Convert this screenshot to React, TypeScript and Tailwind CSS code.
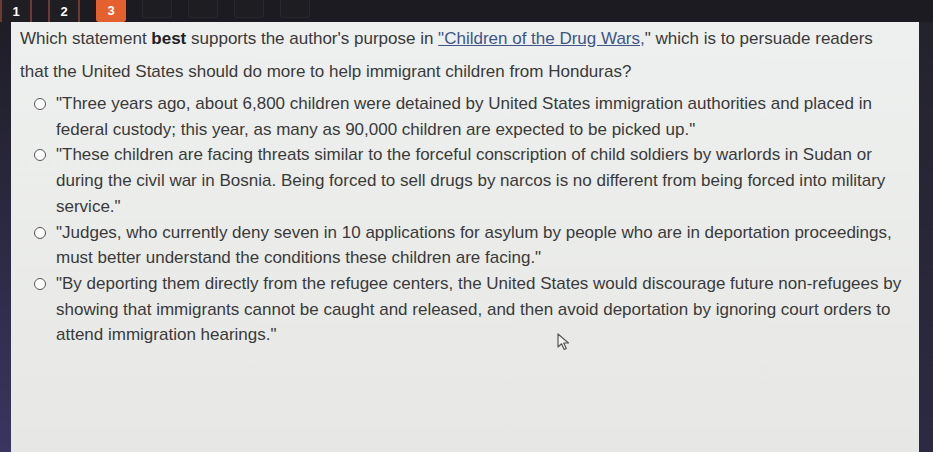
import React from 'react'

// lines broken where the screen breaks them
const options = [
  [
    '"Three years ago, about 6,800 children were detained by United States immigration authorities and placed in',
    'federal custody; this year, as many as 90,000 children are expected to be picked up."',
  ],
  [
    '"These children are facing threats similar to the forceful conscription of child soldiers by warlords in Sudan or',
    'during the civil war in Bosnia. Being forced to sell drugs by narcos is no different from being forced into military',
    'service."',
  ],
  [
    '"Judges, who currently deny seven in 10 applications for asylum by people who are in deportation proceedings,',
    'must better understand the conditions these children are facing."',
  ],
  [
    '"By deporting them directly from the refugee centers, the United States would discourage future non-refugees by',
    'showing that immigrants cannot be caught and released, and then avoid deportation by ignoring court orders to',
    'attend immigration hearings."',
  ],
]

function NavBox({ n, active, faded }: { n?: number; active?: boolean; faded?: boolean }) {
  if (active) {
    return (
      <div className="w-[30px] h-[22px] rounded-b-[3px] bg-[#e4602f] text-white text-[13px] font-bold flex items-center justify-center">
        {n}
      </div>
    )
  }
  return (
    <div
      className={
        faded
          ? 'w-[30px] h-[18px] rounded-b-[3px] border border-t-0 border-[#29282e] bg-[#1e1d22]'
          : 'w-[32px] h-[25px] rounded-b-[3px] border-2 border-t-0 border-[#6f3a33] bg-[#1f1e22] text-white text-[13px] font-bold flex items-center justify-center'
      }
    >
      {n}
    </div>
  )
}

export default function App() {
  return (
    <div
      className="w-[933px] h-[452px] overflow-hidden flex flex-col bg-[#1c1b21] relative"
      style={{ fontFamily: '"Liberation Sans", Arial, sans-serif' }}
    >
      {/* question nav */}
      <div className="h-[22px] shrink-0 flex items-start gap-[16px]">
        <NavBox n={1} />
        <NavBox n={2} />
        <NavBox n={3} active />
        <NavBox faded />
        <NavBox faded />
        <NavBox faded />
        <NavBox faded />
      </div>

      <div className="flex flex-1">
        <div className="w-[11px] bg-gradient-to-b from-[#1f1e26] to-[#3a3560]" />
        <div className="flex-1 bg-gradient-to-b from-[#eef0ef] to-[#e7e8e5] text-[#3a3a3a] whitespace-nowrap">
          <p className="pl-[9px] leading-[33px] text-[17px]">
            Which statement <b className="text-[#222]">best</b> supports the author's purpose in{' '}
            <span className="underline text-[#3e5585]">"Children of the Drug Wars,</span>" which is to persuade readers
            <br />
            that the United States should do more to help immigrant children from Honduras?
          </p>
          <div className="flex flex-col mt-[3px] pl-[23px] text-[17px]">
            {options.map((lines, i) => (
              <div key={i} className="flex items-start gap-[10px] leading-[25.7px]">
                <span className="mt-[7px] w-[12px] h-[12px] shrink-0 rounded-full border-[1.5px] border-[#555] bg-white" />
                <span>
                  {lines.map((l, j) => (
                    <React.Fragment key={j}>
                      {j > 0 && <br />}
                      {l}
                    </React.Fragment>
                  ))}
                </span>
              </div>
            ))}
          </div>
        </div>
        <div className="w-[14px] bg-gradient-to-b from-[#24232c] to-[#2c2a42]" />
      </div>

      {/* mouse cursor */}
      <svg className="absolute left-[557px] top-[333px]" width="14" height="18" viewBox="0 0 14 18">
        <path d="M1 1 L1 14 L4.5 10.8 L7.2 16.5 L9.3 15.5 L6.7 10 L11.5 10 Z" fill="#f4f4f4" stroke="#555" strokeWidth="1.2" strokeLinejoin="round" />
      </svg>
    </div>
  )
}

------------------------------------------------------------------------

The listing above needs to be output again exactly. Don't include the pictures.

**Written answer**
Convert this screenshot to React, TypeScript and Tailwind CSS code.
import React from 'react'

// lines broken where the screen breaks them
const options = [
  [
    '"Three years ago, about 6,800 children were detained by United States immigration authorities and placed in',
    'federal custody; this year, as many as 90,000 children are expected to be picked up."',
  ],
  [
    '"These children are facing threats similar to the forceful conscription of child soldiers by warlords in Sudan or',
    'during the civil war in Bosnia. Being forced to sell drugs by narcos is no different from being forced into military',
    'service."',
  ],
  [
    '"Judges, who currently deny seven in 10 applications for asylum by people who are in deportation proceedings,',
    'must better understand the conditions these children are facing."',
  ],
  [
    '"By deporting them directly from the refugee centers, the United States would discourage future non-refugees by',
    'showing that immigrants cannot be caught and released, and then avoid deportation by ignoring court orders to',
    'attend immigration hearings."',
  ],
]

function NavBox({ n, active, faded }: { n?: number; active?: boolean; faded?: boolean }) {
  if (active) {
    return (
      <div className="w-[30px] h-[22px] rounded-b-[3px] bg-[#e4602f] text-white text-[13px] font-bold flex items-center justify-center">
        {n}
      </div>
    )
  }
  return (
    <div
      className={
        faded
          ? 'w-[30px] h-[18px] rounded-b-[3px] border border-t-0 border-[#29282e] bg-[#1e1d22]'
          : 'w-[32px] h-[25px] rounded-b-[3px] border-2 border-t-0 border-[#6f3a33] bg-[#1f1e22] text-white text-[13px] font-bold flex items-center justify-center'
      }
    >
      {n}
    </div>
  )
}

export default function App() {
  return (
    <div
      className="w-[933px] h-[452px] overflow-hidden flex flex-col bg-[#1c1b21] relative"
      style={{ fontFamily: '"Liberation Sans", Arial, sans-serif' }}
    >
      {/* question nav */}
      <div className="h-[22px] shrink-0 flex items-start gap-[16px]">
        <NavBox n={1} />
        <NavBox n={2} />
        <NavBox n={3} active />
        <NavBox faded />
        <NavBox faded />
        <NavBox faded />
        <NavBox faded />
      </div>

      <div className="flex flex-1">
        <div className="w-[11px] bg-gradient-to-b from-[#1f1e26] to-[#3a3560]" />
        <div className="flex-1 bg-gradient-to-b from-[#eef0ef] to-[#e7e8e5] text-[#3a3a3a] whitespace-nowrap">
          <p className="pl-[9px] leading-[33px] text-[17px]">
            Which statement <b className="text-[#222]">best</b> supports the author's purpose in{' '}
            <span className="underline text-[#3e5585]">"Children of the Drug Wars,</span>" which is to persuade readers
            <br />
            that the United States should do more to help immigrant children from Honduras?
          </p>
          <div className="flex flex-col mt-[3px] pl-[23px] text-[17px]">
            {options.map((lines, i) => (
              <div key={i} className="flex items-start gap-[10px] leading-[25.7px]">
                <span className="mt-[7px] w-[12px] h-[12px] shrink-0 rounded-full border-[1.5px] border-[#555] bg-white" />
                <span>
                  {lines.map((l, j) => (
                    <React.Fragment key={j}>
                      {j > 0 && <br />}
                      {l}
                    </React.Fragment>
                  ))}
                </span>
              </div>
            ))}
          </div>
        </div>
        <div className="w-[14px] bg-gradient-to-b from-[#24232c] to-[#2c2a42]" />
      </div>

      {/* mouse cursor */}
      <svg className="absolute left-[557px] top-[333px]" width="14" height="18" viewBox="0 0 14 18">
        <path d="M1 1 L1 14 L4.5 10.8 L7.2 16.5 L9.3 15.5 L6.7 10 L11.5 10 Z" fill="#f4f4f4" stroke="#555" strokeWidth="1.2" strokeLinejoin="round" />
      </svg>
    </div>
  )
}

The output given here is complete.